Get a worm bin. Some of the best for organics. Plus gives you some place to put your banana peels.


----------



## The Hemp Goddess (Oct 11, 2016)

A worm bin is a great way to start.  You can turn all your kitchen scraps into nutrient rich worm castings.  Do you have a place for a compost pile?


----------



## Blazeit (Oct 12, 2016)

I can make room for a composting pile no problem. After doing some research i think the prep is going to take longer than the growing hahaha


----------



## Blazeit (Oct 13, 2016)

In-fact it seems a lot easier and more effective if i use a compost tumbler the only problem is i would need like 3 or 4 of them here is the site i found them on 

http://www.for-sale.com/compost-tumbler

is this the biggest you can get?? or is there a better option??

Thanks again guys


----------



## grass hopper (Oct 13, 2016)

full sun and rich black loam will get u 8 footers every year. adding compost or loam improvements rototilled in will make amazing plants. the year i rototilled, i pulled up roots 12 or more feet away from trunk, after cutting. also staking is a breeze. bugs and staking are very fixable. MOLD is an issue we have here in ma. because of the every other day rain we have near harvest.. goodluck. yes!! much easier than indoors.


----------



## pcduck (Oct 14, 2016)

If you are using a lot of compost I would make a good size pile and just turn it over more often. 
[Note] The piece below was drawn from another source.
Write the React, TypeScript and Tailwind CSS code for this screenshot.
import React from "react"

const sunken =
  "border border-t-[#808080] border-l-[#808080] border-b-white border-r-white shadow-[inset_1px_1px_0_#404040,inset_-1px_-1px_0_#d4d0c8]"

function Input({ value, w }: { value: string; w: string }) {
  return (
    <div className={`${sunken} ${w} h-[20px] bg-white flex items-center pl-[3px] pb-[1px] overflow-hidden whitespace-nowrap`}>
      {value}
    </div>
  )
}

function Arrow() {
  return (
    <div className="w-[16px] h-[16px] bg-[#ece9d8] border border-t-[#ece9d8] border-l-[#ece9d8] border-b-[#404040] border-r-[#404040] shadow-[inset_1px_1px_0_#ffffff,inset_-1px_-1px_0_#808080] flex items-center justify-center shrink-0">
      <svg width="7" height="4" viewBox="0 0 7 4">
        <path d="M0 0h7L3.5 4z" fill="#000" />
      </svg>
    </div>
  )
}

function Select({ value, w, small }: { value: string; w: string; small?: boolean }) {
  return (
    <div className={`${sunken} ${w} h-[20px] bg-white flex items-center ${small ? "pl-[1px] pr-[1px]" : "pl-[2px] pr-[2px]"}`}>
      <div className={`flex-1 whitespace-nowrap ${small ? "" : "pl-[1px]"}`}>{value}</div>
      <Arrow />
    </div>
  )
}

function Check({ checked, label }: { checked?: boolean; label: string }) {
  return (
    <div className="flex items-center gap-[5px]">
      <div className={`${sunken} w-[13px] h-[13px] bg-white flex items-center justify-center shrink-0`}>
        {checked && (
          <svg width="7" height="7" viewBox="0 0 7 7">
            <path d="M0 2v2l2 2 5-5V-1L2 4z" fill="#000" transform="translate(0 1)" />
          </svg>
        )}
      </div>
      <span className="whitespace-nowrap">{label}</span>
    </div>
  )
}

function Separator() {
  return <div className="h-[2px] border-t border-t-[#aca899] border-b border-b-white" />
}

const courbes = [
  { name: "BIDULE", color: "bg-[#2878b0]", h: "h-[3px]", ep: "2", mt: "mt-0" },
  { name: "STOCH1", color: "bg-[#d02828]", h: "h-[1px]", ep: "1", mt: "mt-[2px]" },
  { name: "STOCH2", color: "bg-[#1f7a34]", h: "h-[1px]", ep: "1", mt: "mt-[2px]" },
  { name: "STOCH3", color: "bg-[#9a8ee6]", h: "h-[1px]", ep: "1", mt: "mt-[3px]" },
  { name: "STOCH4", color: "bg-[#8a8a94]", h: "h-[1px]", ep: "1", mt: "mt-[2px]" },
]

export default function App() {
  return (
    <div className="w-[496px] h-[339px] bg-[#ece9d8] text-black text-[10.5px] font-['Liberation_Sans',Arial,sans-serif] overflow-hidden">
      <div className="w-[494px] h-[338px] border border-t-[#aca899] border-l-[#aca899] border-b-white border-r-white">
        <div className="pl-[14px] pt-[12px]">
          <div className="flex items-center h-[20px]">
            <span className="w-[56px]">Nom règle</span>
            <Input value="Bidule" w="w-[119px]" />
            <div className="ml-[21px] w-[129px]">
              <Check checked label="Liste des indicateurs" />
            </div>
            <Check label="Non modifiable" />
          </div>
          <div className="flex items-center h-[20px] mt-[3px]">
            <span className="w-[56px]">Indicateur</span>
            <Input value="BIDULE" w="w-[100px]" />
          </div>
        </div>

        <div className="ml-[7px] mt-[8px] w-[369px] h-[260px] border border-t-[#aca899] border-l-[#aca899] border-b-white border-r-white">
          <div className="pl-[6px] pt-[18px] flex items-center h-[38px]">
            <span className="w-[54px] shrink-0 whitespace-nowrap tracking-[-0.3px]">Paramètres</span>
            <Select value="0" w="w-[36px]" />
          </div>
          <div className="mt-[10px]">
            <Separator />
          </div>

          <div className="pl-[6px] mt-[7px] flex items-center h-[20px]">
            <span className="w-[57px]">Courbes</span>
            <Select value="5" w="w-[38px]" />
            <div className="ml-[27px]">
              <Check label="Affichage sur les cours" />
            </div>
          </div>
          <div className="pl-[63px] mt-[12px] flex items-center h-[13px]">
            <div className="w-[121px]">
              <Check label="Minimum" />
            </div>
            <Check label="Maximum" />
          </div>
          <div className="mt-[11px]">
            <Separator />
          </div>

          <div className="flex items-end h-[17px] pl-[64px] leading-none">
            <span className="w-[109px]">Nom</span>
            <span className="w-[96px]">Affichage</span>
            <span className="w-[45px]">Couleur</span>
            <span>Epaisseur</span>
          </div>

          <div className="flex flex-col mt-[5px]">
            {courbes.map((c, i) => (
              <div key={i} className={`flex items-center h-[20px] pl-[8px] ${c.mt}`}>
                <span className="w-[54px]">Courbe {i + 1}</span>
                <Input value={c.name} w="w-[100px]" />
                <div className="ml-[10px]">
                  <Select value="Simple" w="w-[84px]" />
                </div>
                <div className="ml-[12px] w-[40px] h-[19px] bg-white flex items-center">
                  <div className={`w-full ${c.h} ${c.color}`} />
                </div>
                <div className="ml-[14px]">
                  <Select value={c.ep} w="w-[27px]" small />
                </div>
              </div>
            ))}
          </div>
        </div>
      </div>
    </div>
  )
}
Or find some for free. Many farms and ranches give it away free for hauling it away.


----------



## grass hopper (Oct 14, 2016)

forgot to mention, the second year i grew outdoors, i found a landowner who sold as black a loam as i have seen. he composted leaves. i bought a dump truck full delivered and spread it out in a 12 by 18 foot grow area. then had a friend rototill with existing soil. full, all day sun is best for monster plants..


----------